La limite est ténue entre la Loi et son interprétation. Tout peut basculer très vite. On le sent dans la progression des dialogues. Face à un immigré désemparé ou à un jeune livreur qui conduit sans permis, il semblerait que cette même présidente - est-ce dû à la présence d’une caméra ? - propose des solutions. La notion de peine utile apparaît, de même que celle de soins, dans un cas particulier. Le filmage en plans fixes - puisque la caméra ne pouvait être déplacée sous peine de gêner les audiences - est très révélateur : de nombreux gros plans permettent de suivre sur le visage des accusés le besoin de résister, d’interpréter leur acte, de trouver un raisonnement pertinent.
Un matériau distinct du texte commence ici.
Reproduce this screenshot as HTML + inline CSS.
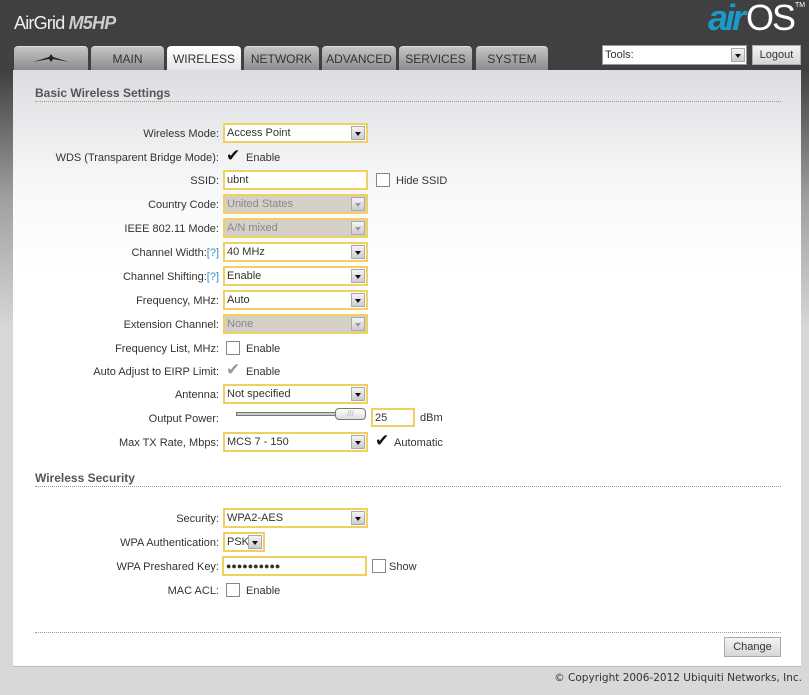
<!DOCTYPE html>
<html><head><style>
*{margin:0;padding:0;box-sizing:border-box}
body{width:809px;height:695px;overflow:hidden;font-family:"Liberation Sans",Arial,sans-serif;font-size:11px;color:#333;
background:linear-gradient(#404040 0,#404040 70px,#a0a0a0 200px,#d8d8d8 330px,#d8d8d8 100%);position:relative}
.abs{position:absolute}
.tab{position:absolute;top:46px;height:24px;border-radius:4px 4px 0 0;background:linear-gradient(#c4c4c4,#8c8c8c);color:#333;font-size:12px;text-align:center;line-height:24px;border-top:1px solid #ddd}
.tab.on{background:linear-gradient(#fff,#e4e5e8);border-top:1px solid #fff}
#panel{position:absolute;left:13px;top:70px;width:788px;height:597px;background:linear-gradient(#dcdde0 0,#f6f7f8 110px,#fff 200px,#fff);border-bottom:1px solid #bbb}
.h{position:absolute;left:35px;font-size:12px;font-weight:bold;color:#555}
.dot{position:absolute;left:35px;width:746px;border-top:1px dotted #999}
.lbl{position:absolute;right:590px;text-align:right;white-space:nowrap;line-height:14px}
.sel{position:absolute;left:223px;width:145px;height:20px;border:2px solid #f0d060;background:#fff;padding-left:2px;line-height:16px}
.sel.dis{background:#d4d0c8;color:#888}
.arr{position:absolute;right:1px;top:1px;width:14px;height:14px;background:linear-gradient(#f4f4f4,#ccc);border:1px solid #aaa}
.arr:after{content:"";position:absolute;left:3px;top:5px;border-left:3px solid transparent;border-right:3px solid transparent;border-top:4px solid #111}
.dis .arr:after{border-top-color:#999}
.cb{position:absolute;width:14px;height:14px;border:1px solid #888;background:#fff}
.ck{position:absolute;font-size:17px;line-height:14px;color:#111}
.t{position:absolute;white-space:nowrap;line-height:14px}
.q{color:#3a8ec8}
</style></head><body>
<div class="abs" style="left:14px;top:13px;color:#eee;font-size:18px;letter-spacing:-0.8px">AirGrid <b style="font-style:italic;color:#ccc">M5HP</b></div>
<div class="abs" style="left:708px;top:-2px;font-size:36px;line-height:40px;font-style:italic;font-weight:bold;color:#1a9ac8;letter-spacing:-3px">air<span style="color:#fff;font-style:normal;font-weight:normal;letter-spacing:-2px;margin-left:3px">OS</span></div>
<div class="abs" style="left:795px;top:2px;color:#fff;font-size:7px">TM</div>
<div class="tab" style="left:14px;width:74px"><svg width="40" height="12" viewBox="0 0 40 12" style="margin-top:6px"><path d="M2 9 L18 4 L20 1 L22 4 L38 9 L22 6 L20 9 L18 6 Z" fill="#222"/></svg></div>
<div class="tab" style="left:91px;width:73px">MAIN</div>
<div class="tab on" style="left:167px;width:74px">WIRELESS</div>
<div class="tab" style="left:244px;width:75px">NETWORK</div>
<div class="tab" style="left:322px;width:74px">ADVANCED</div>
<div class="tab" style="left:399px;width:73px">SERVICES</div>
<div class="tab" style="left:476px;width:72px">SYSTEM</div>
<div class="abs" style="left:602px;top:45px;width:145px;height:20px;background:#fff;border:1px solid #999;padding-left:2px;line-height:18px">Tools:<div class="arr" style="top:2px"></div></div>
<div class="abs" style="left:752px;top:45px;width:49px;height:20px;background:linear-gradient(#f4f4f4,#d6d6d6);border:1px solid #aaa;text-align:center;line-height:18px;font-size:11px">Logout</div>
<div id="panel"></div>
<div class="h" style="top:86px">Basic Wireless Settings</div>
<div class="dot" style="top:101px"></div>

<div class="lbl" style="top:127px">Wireless Mode:</div><div class="sel" style="top:123px">Access Point<div class="arr"></div></div>
<div class="lbl" style="top:151px">WDS (Transparent Bridge Mode):</div><div class="ck" style="left:226px;top:149px">✔</div><div class="t" style="left:246px;top:151px">Enable</div>
<div class="lbl" style="top:174px">SSID:</div><div class="sel" style="top:170px;width:145px">ubnt</div><div class="cb" style="left:376px;top:173px"></div><div class="t" style="left:396px;top:174px">Hide SSID</div>
<div class="lbl" style="top:198px">Country Code:</div><div class="sel dis" style="top:194px">United States<div class="arr"></div></div>
<div class="lbl" style="top:222px">IEEE 802.11 Mode:</div><div class="sel dis" style="top:218px">A/N mixed<div class="arr"></div></div>
<div class="lbl" style="top:246px">Channel Width:<span class="q">[?]</span></div><div class="sel" style="top:242px">40 MHz<div class="arr"></div></div>
<div class="lbl" style="top:270px">Channel Shifting:<span class="q">[?]</span></div><div class="sel" style="top:266px">Enable<div class="arr"></div></div>
<div class="lbl" style="top:294px">Frequency, MHz:</div><div class="sel" style="top:290px">Auto<div class="arr"></div></div>
<div class="lbl" style="top:318px">Extension Channel:</div><div class="sel dis" style="top:314px">None<div class="arr"></div></div>
<div class="lbl" style="top:342px">Frequency List, MHz:</div><div class="cb" style="left:226px;top:341px"></div><div class="t" style="left:246px;top:342px">Enable</div>
<div class="lbl" style="top:365px">Auto Adjust to EIRP Limit:</div><div class="ck" style="left:226px;top:363px;color:#999">✔</div><div class="t" style="left:246px;top:365px">Enable</div>
<div class="lbl" style="top:388px">Antenna:</div><div class="sel" style="top:384px">Not specified<div class="arr"></div></div>
<div class="lbl" style="top:412px">Output Power:</div>
<div class="abs" style="left:236px;top:412px;width:105px;height:4px;border:1px solid #777;background:#ccc"></div>
<div class="abs" style="left:335px;top:408px;width:31px;height:12px;border:1px solid #777;border-radius:4px;background:linear-gradient(#fff,#ddd);font-size:8px;color:#aaa;text-align:center;line-height:10px">///</div>
<div class="sel" style="left:371px;top:408px;width:44px;height:19px">25</div><div class="t" style="left:420px;top:411px">dBm</div>
<div class="lbl" style="top:436px">Max TX Rate, Mbps:</div><div class="sel" style="top:432px">MCS 7 - 150<div class="arr"></div></div>
<div class="ck" style="left:375px;top:434px">✔</div><div class="t" style="left:394px;top:436px">Automatic</div>

<div class="h" style="top:471px">Wireless Security</div>
<div class="dot" style="top:486px"></div>
<div class="lbl" style="top:512px">Security:</div><div class="sel" style="top:508px">WPA2-AES<div class="arr"></div></div>
<div class="lbl" style="top:536px">WPA Authentication:</div><div class="sel" style="top:532px;width:42px">PSK<div class="arr"></div></div>
<div class="lbl" style="top:560px">WPA Preshared Key:</div><div class="sel" style="top:556px;left:222px;width:145px;font-size:9px">●●●●●●●●●●</div>
<div class="cb" style="left:372px;top:559px"></div><div class="t" style="left:389px;top:560px">Show</div>
<div class="lbl" style="top:584px">MAC ACL:</div><div class="cb" style="left:226px;top:583px"></div><div class="t" style="left:246px;top:584px">Enable</div>

<div class="dot" style="top:632px"></div>
<div class="abs" style="left:724px;top:637px;width:57px;height:20px;background:linear-gradient(#f4f4f4,#d6d6d6);border:1px solid #aaa;text-align:center;line-height:18px">Change</div>
<div class="abs" style="right:7px;top:672px;font-family:'DejaVu Sans',sans-serif;font-size:10.5px;color:#333">© Copyright 2006-2012 Ubiquiti Networks, Inc.</div>
</body></html>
Les procureurs jouent leur rôle de censeurs, remparts de la Loi et de la sécurité de la société ; les avocats sont plus ou moins convaincants - l’un d’eux se lance dans des considérations philosophiques sur l’interaction amour / haine, inopérantes ici puisqu’elles reviendraient à justifier les mauvais traitements.


 


 

L’équilibre du montage de ces douze instants d’audience, choisis après trois mois de tournage, donne à comprendre l’essentiel, le rapport strict de l’individu avec la Loi. Il ne s’agit ici que de petits délits, avec des mesures préventives. On aimerait voir un nouveau film de Raymond Depardon ailleurs, en Cour d’assises par exemple, dont l’analyse serait sans doute fort intéressante.

Hélène J. Romano
Jeune Cinéma n°290, été 2004

1. "Délits flagrants", Jeune Cinéma n°229, octobre-novembre 1994.


10e Chambre, Instants d’audience. Réal : Raymond Depardon ; ph : R.D., Justine Bourgade & Fabienne Octobre ; mont : Simon Jacquet & Lucile Sautarel ; son : Sophie Chiabaut, Claudine Nougaret, Jean-Alexandre Villemer & Dominique Hennequin (France, 2004, 103 mn). Documentaire.